The International Monetary Fund’s World Economic Outlook

We are delighted to invite you to the International Monetary Fund’s 2018 World Economic Outlook at the George Washington University. The talk will consist of three sections, starting with an overview of global prospects and policies and then moving onto a discussion of the global recovery 10 years after the global financial crisis and challenges for monetary policy in emerging economies.

 

Tuesday, November 6, 2018
9:30 a.m. – 12:30 p.m.
The Commons, 6th Floor
Elliott School of International Affairs
1957 E Street, NW
Washington, DC 20052

Schedule of Events

9:30 –  9:45 a.m. Opening Remarks

  • Maggie Chen, George Washington University

9:45 – 10:15 a.m. Chapter 1: Global Prospects and Policies

  • Presenter: Gian Maria Milesi-Ferretti, International Monetary Fund

10:15 – 10:30 a.m. Coffee Break

10:30 – 11:15 a.m. Chapter 2:  The Global Recovery 10 Years after the 2008 Financial Meltdown

  • Presenter: Wenjie Chen, International Monetary Fund
  • Discussant: David Dollar, Brookings Institute

11:15 – 11:30 a.m. Coffee Break

11:30 – 12:15 p.m. Chapter 3:  Challenges for Monetary Policy in Emerging Economies as Global Financial Conditions Normalize

  • Presenter: Rudolfs Bems, International Monetary Fund
  • Discussant: Jay Shambaugh, George Washington University

12:15 p.m. Concluding remarks

Chapter 1: Global Prospects and Policies

Global growth for 2018–19 is projected to remain steady at its 2017 level, but its pace is less vigorous than projected in April and it has become less balanced. Downside risks to global growth have risen in the past six months and the potential for upside surprises has receded. Global growth is projected at 3.7 percent for 2018–19—0.2 percentage point lower for both years than forecast in April. The downward revision reflects surprises that suppressed activity in early 2018 in some major advanced economies, the negative effects of the trade measures implemented or approved between April and mid-September, as well as a weaker outlook for some key emerging market and developing economies arising from country-specific factors, tighter financial conditions, geopolitical tensions, and higher oil import bills.

Chapter 2:  The Global Recovery 10 Years after the 2008 Financial Meltdown

This chapter takes stock of the global economic recovery a decade after the 2008 financial crisis.

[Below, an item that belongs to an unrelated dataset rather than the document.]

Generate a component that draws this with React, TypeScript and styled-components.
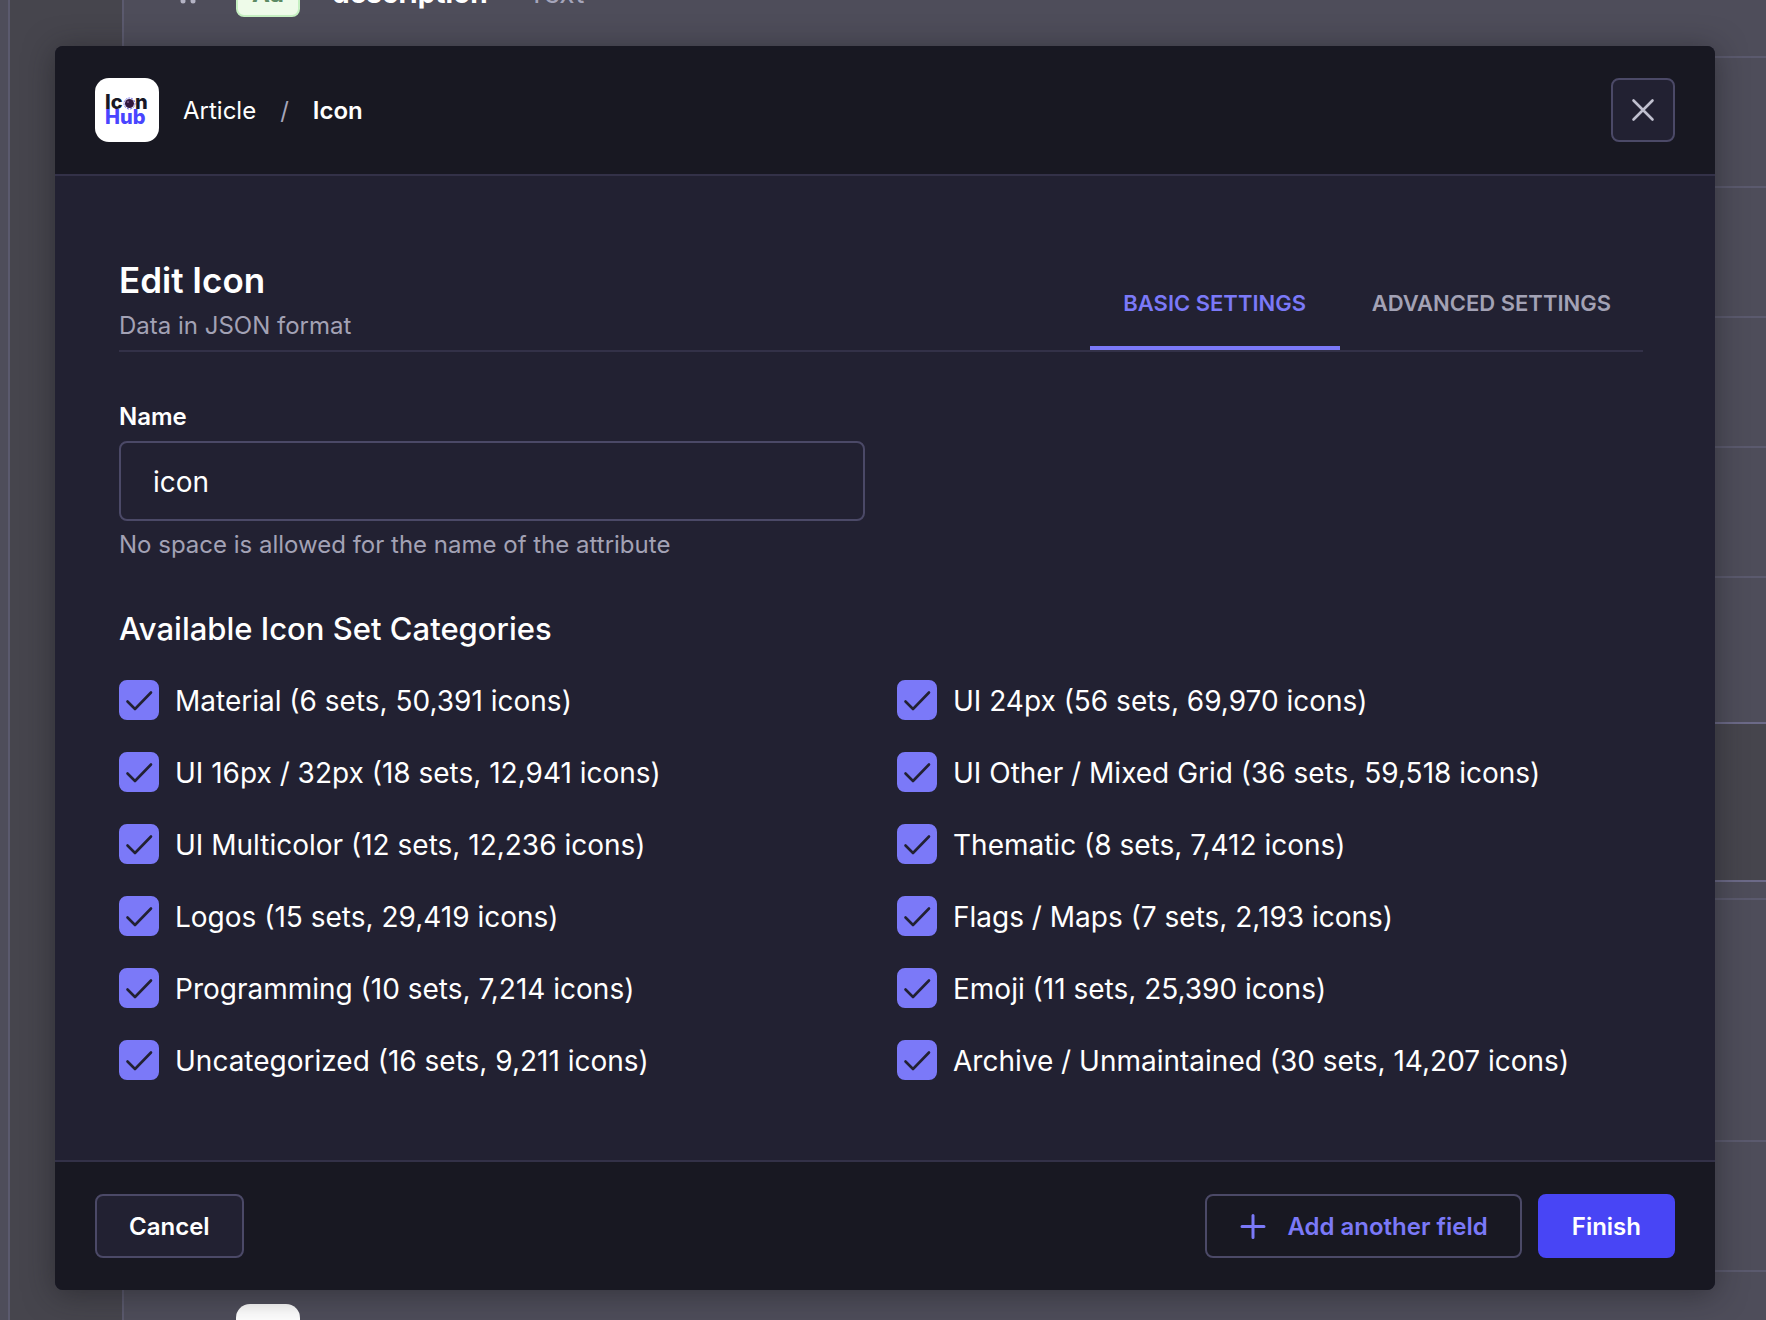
import React, { useState } from "react";
import styled, { createGlobalStyle } from "styled-components";

const GlobalStyle = createGlobalStyle`
  *, *::before, *::after { box-sizing: border-box; }
  body {
    margin: 0;
    background: #46454d;
    color: #ffffff;
    font-family: Inter, "Liberation Sans", sans-serif;
    font-size: 24px;
    line-height: 32px;
    overflow: hidden;
  }
  h2, h3, p { margin: 0; }
  button, input { font: inherit; color: inherit; }
`;

const Screen = styled.div`
  position: relative;
  height: 100vh;
  overflow: hidden;
`;

const Backdrop = styled.div`
  display: flex;
  height: 100%;
`;

const SideNav = styled.div`
  flex: none;
  width: 10px;
  background: #4e4d5a;
  border-right: 2px solid #5b5a6e;
`;

const Page = styled.div`
  flex: 1;
  padding-left: 112px;
`;

const Card = styled.div`
  background: #4e4d5a;
  border-left: 2px solid #5b5a6e;
`;

const Row = styled.div<{ $height: number; $strong?: boolean }>`
  display: flex;
  align-items: flex-end;
  height: ${(p) => p.$height}px;
  border-bottom: 2px solid ${(p) => (p.$strong ? "#6c6a88" : "#5b5a6e")};
`;

const FieldRow = styled(Row)`
  align-items: center;
  margin-top: -70px;
  padding-left: 52px;
`;

const DragHandle = styled.svg`
  width: 24px;
  height: 24px;
  margin-right: 36px;
`;

const TypeBadge = styled.span`
  width: 64px;
  height: 48px;
  border: 2px solid #c6f0c2;
  border-radius: 8px;
  background: #eefbe9;
  color: #5c8a63;
  font-weight: 700;
  line-height: 46px;
  text-align: center;
`;

const FieldName = styled.span`
  margin-left: 32px;
  font-size: 28px;
  font-weight: 700;
`;

const FieldType = styled.span`
  margin-left: 40px;
  font-size: 28px;
  color: #a5a5ba;
`;

const Gap = styled.div`
  height: 156px;
  margin-left: -2px;
  background: #46454d;
`;

const NextRow = styled.div`
  padding: 32px 112px;
`;

const Tile = styled.div`
  width: 64px;
  height: 64px;
  border-radius: 14px;
  background: #ffffff;
`;

const Overlay = styled.div`
  position: absolute;
  inset: 0;
  padding: 46px 51px 0 55px;
`;

const Dialog = styled.section`
  border-radius: 8px;
  overflow: hidden;
  background: #222132;
  box-shadow: 0 4px 30px rgba(26, 26, 30, 0.5);
`;

const Header = styled.header`
  display: flex;
  align-items: center;
  justify-content: space-between;
  padding: 32px 40px;
  background: #181822;
  border-bottom: 2px solid #333148;
`;

const Breadcrumb = styled.nav`
  display: flex;
  align-items: center;
  gap: 24px;
`;

const Crumb = styled.a`
  padding-top: 2px;
  color: #ffffff;
  text-decoration: none;
`;

const Separator = styled.span`
  padding-top: 2px;
  color: #a5a5ba;
`;

const Current = styled.span`
  padding-top: 2px;
  font-weight: 600;
`;

const Logo = styled.svg`
  display: block;
  width: 64px;
  height: 64px;
`;

const Button = styled.button<{ $kind: "neutral" | "outline" | "primary" | "icon" }>`
  display: inline-flex;
  align-items: center;
  justify-content: center;
  gap: 20px;
  height: 64px;
  min-width: 64px;
  padding: ${(p) => (p.$kind === "icon" ? "0" : "2px 32px 0")};
  border: 2px solid ${(p) => (p.$kind === "primary" ? "#4845f5" : "#4b4967")};
  border-radius: 8px;
  background: ${(p) =>
    p.$kind === "primary" ? "#4845f5" : p.$kind === "outline" ? "transparent" : "#222132"};
  color: ${(p) => (p.$kind === "outline" ? "#7b79f8" : p.$kind === "icon" ? "#c0c0cf" : "#ffffff")};
  font-weight: 600;
  cursor: pointer;
`;

const Body = styled.div`
  padding: 80px 72px 80px 64px;
`;

const TitleBar = styled.div`
  display: flex;
  align-items: flex-end;
  justify-content: space-between;
  border-bottom: 2px solid #333148;
`;

const TitleBlock = styled.div`
  padding-bottom: 8px;
`;

const Title = styled.h2`
  margin-bottom: 6px;
  font-size: 35px;
  font-weight: 600;
  line-height: 48px;
`;

const Muted = styled.p`
  color: #a3a2b5;
`;

const Tabs = styled.div`
  display: flex;
`;

const Tab = styled.button<{ $active: boolean }>`
  min-width: 250px;
  height: 94px;
  padding: 4px 32px 0;
  border: 0;
  border-bottom: 4px solid ${(p) => (p.$active ? "#7b79f8" : "transparent")};
  background: none;
  color: ${(p) => (p.$active ? "#7b79f8" : "#a3a2b5")};
  font-size: 22px;
  font-weight: 600;
  text-transform: uppercase;
  cursor: pointer;
`;

const Columns = styled.div`
  display: grid;
  grid-template-columns: 1fr 1fr;
  gap: 32px;
`;

const NameField = styled.div`
  display: grid;
  gap: 8px;
  padding-top: 49px;
`;

const Label = styled.label`
  font-weight: 600;
`;

const TextInput = styled.input`
  width: 100%;
  height: 80px;
  padding: 2px 32px 0;
  border: 2px solid #4b4967;
  border-radius: 8px;
  background: #222132;
  font-size: 28px;
`;

const SectionTitle = styled.h3`
  margin: 48px 0 31px;
  font-size: 31px;
  font-weight: 500;
  line-height: 40px;
`;

const Option = styled.label`
  display: flex;
  align-items: center;
  gap: 16px;
  height: 40px;
  font-size: 28px;
  white-space: nowrap;
  cursor: pointer;
`;

const OptionText = styled.span`
  padding-top: 2px;
`;

const CheckFrame = styled.span`
  display: grid;
  flex: none;
  width: 40px;
  height: 40px;

  > * { grid-area: 1 / 1; }
`;

const CheckInput = styled.input`
  appearance: none;
  width: 40px;
  height: 40px;
  margin: 0;
  border: 2px solid #4b4967;
  border-radius: 8px;

  &:checked {
    border-color: #7b79f8;
    background: #7b79f8;
  }
  &:not(:checked) + svg { visibility: hidden; }
`;

const Tick = styled.svg`
  width: 40px;
  height: 40px;
  pointer-events: none;
`;

const Footer = styled.footer`
  display: flex;
  align-items: center;
  justify-content: space-between;
  padding: 32px 40px;
  background: #181822;
  border-top: 2px solid #333148;
`;

const Actions = styled.div`
  display: flex;
  gap: 16px;
`;

const categories = [
  "Material (6 sets, 50,391 icons)",
  "UI 24px (56 sets, 69,970 icons)",
  "UI 16px / 32px (18 sets, 12,941 icons)",
  "UI Other / Mixed Grid (36 sets, 59,518 icons)",
  "UI Multicolor (12 sets, 12,236 icons)",
  "Thematic (8 sets, 7,412 icons)",
  "Logos (15 sets, 29,419 icons)",
  "Flags / Maps (7 sets, 2,193 icons)",
  "Programming (10 sets, 7,214 icons)",
  "Emoji (11 sets, 25,390 icons)",
  "Uncategorized (16 sets, 9,211 icons)",
  "Archive / Unmaintained (30 sets, 14,207 icons)",
];

const tabs = ["Basic settings", "Advanced settings"];

function IconHubLogo() {
  return (
    <Logo viewBox="0 0 64 64" role="img" aria-label="Icon Hub">
      <rect width="64" height="64" rx="14" fill="#fff" />
      <g fontFamily="Inter, sans-serif" fontWeight="800" fontSize="20">
        <text x="10" y="31" fill="#181826">Ic</text>
        <text x="40" y="31" fill="#181826">n</text>
        <text x="10" y="46" fill="#4945ff">Hub</text>
      </g>
      <circle cx="34.5" cy="25.5" r="5.5" fill="#fff" stroke="#6b67e8" strokeWidth="1" strokeDasharray="2 1" />
      <circle cx="34.5" cy="25.5" r="4.5" fill="#32183f" />
      <circle cx="33" cy="24" r="1" fill="#7a5a86" />
    </Logo>
  );
}

function CategoryOption({ label }: { label: string }) {
  return (
    <Option>
      <CheckFrame>
        <CheckInput type="checkbox" defaultChecked />
        <Tick viewBox="0 0 40 40" aria-hidden="true">
          <path
            d="M8.500 21.500l7.500 7.500L32 12.500"
            fill="none"
            stroke="#222132"
            strokeWidth="2.6"
            strokeLinecap="round"
            strokeLinejoin="round"
          />
        </Tick>
      </CheckFrame>
      <OptionText>{label}</OptionText>
    </Option>
  );
}

export default function App() {
  const [active, setActive] = useState(0);
  const [name, setName] = useState("icon");

  return (
    <Screen>
      <GlobalStyle />
      <Backdrop aria-hidden="true">
        <SideNav />
        <Page>
          <Card>
            <FieldRow $height={128}>
              <DragHandle viewBox="0 0 24 24" fill="#b4b3c4">
                <circle cx="7" cy="4" r="2.500" />
                <circle cx="17" cy="4" r="2.500" />
                <circle cx="7" cy="12" r="2.500" />
                <circle cx="17" cy="12" r="2.500" />
                <circle cx="7" cy="20" r="2.500" />
                <circle cx="17" cy="20" r="2.500" />
              </DragHandle>
              <TypeBadge>Aa</TypeBadge>
              <FieldName>description</FieldName>
              <FieldType>Text</FieldType>
            </FieldRow>
            <Row $height={130} />
            <Row $height={130} />
            <Row $height={130} />
            <Row $height={130} />
            <Row $height={146} $strong />
            <Gap />
            <Row $height={2} $strong />
            <Row $height={18} />
            <Row $height={242} />
            <Row $height={130} />
            <NextRow>
              <Tile />
            </NextRow>
          </Card>
        </Page>
      </Backdrop>

      <Overlay>
        <Dialog role="dialog" aria-modal="true" aria-labelledby="dialog-title">
          <Header>
            <Breadcrumb aria-label="Breadcrumb">
              <IconHubLogo />
              <Crumb href="#article">Article</Crumb>
              <Separator>/</Separator>
              <Current aria-current="page">Icon</Current>
            </Breadcrumb>
            <Button $kind="icon" type="button" aria-label="Close">
              <svg width="24" height="24" viewBox="0 0 24 24" fill="none" stroke="currentColor" strokeWidth="2.6" strokeLinecap="round">
                <path d="M2.500 2.500l19 19M21.500 2.500l-19 19" />
              </svg>
            </Button>
          </Header>

          <Body>
            <TitleBar>
              <TitleBlock>
                <Title id="dialog-title">Edit Icon</Title>
                <Muted>Data in JSON format</Muted>
              </TitleBlock>
              <Tabs role="tablist">
                {tabs.map((tab, i) => (
                  <Tab
                    key={tab}
                    type="button"
                    role="tab"
                    aria-selected={i === active}
                    $active={i === active}
                    onClick={() => setActive(i)}
                  >
                    {tab}
                  </Tab>
                ))}
              </Tabs>
            </TitleBar>

            <Columns>
              <NameField>
                <Label htmlFor="name">Name</Label>
                <TextInput id="name" value={name} onChange={(e) => setName(e.target.value)} />
                <Muted>No space is allowed for the name of the attribute</Muted>
              </NameField>
            </Columns>

            <SectionTitle>Available Icon Set Categories</SectionTitle>
            <Columns>
              {categories.map((label) => (
                <CategoryOption key={label} label={label} />
              ))}
            </Columns>
          </Body>

          <Footer>
            <Button $kind="neutral" type="button">Cancel</Button>
            <Actions>
              <Button $kind="outline" type="button">
                <svg width="28" height="28" viewBox="0 0 28 28" fill="none" stroke="currentColor" strokeWidth="3" strokeLinecap="round">
                  <path d="M14 2.500v22M3 13.500h22" />
                </svg>
                Add another field
              </Button>
              <Button $kind="primary" type="button">Finish</Button>
            </Actions>
          </Footer>
        </Dialog>
      </Overlay>
    </Screen>
  );
}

Output losses after the crisis appear to be persistent, irrespective of whether a country suffered a banking crisis in 2007–08. Sluggish investment was a key channel through which these losses registered, accompanied by long-lasting capital and total factor productivity shortfalls relative to precrisis trends. Policy choices preceding the crisis and in its immediate aftermath influenced postcrisis variation in output. Underscoring the importance of macroprudential policies and effective supervision, countries with greater financial vulnerabilities in the precrisis years suffered larger output losses after the crisis. Countries with stronger precrisis fiscal positions and those with more flexible exchange rate regimes experienced smaller losses. Unprecedented and exceptional policy actions taken after the crisis helped mitigate countries’ postcrisis output losses.

Chapter 3:  Challenges for Monetary Policy in Emerging Economies as Global Financial Conditions Normalize

Inflation in emerging market and developing economies since the mid-2000s has, on average, been low and stable. This chapter investigates whether these recent gains in inflation performance are sustainable as global financial conditions normalize. The findings are as follows: first, despite the overall stability, sizable heterogeneity in inflation performance and in variability of longer-term inflation expectations remains among emerging markets. Second, changes in longer-term inflation expectations are the main determinant of inflation, while external conditions play a more limited role, suggesting that domestic, not global, factors are the main contributor to the recent gains in inflation performance. Third, further improvements in the extent of anchoring of inflation expectations can significantly improve economic resilience to adverse external shocks in emerging markets. Anchoring reduces inflation persistence and limits the pass-through of currency depreciations to domestic prices, allowing monetary policy to focus more on smoothing fluctuations in output.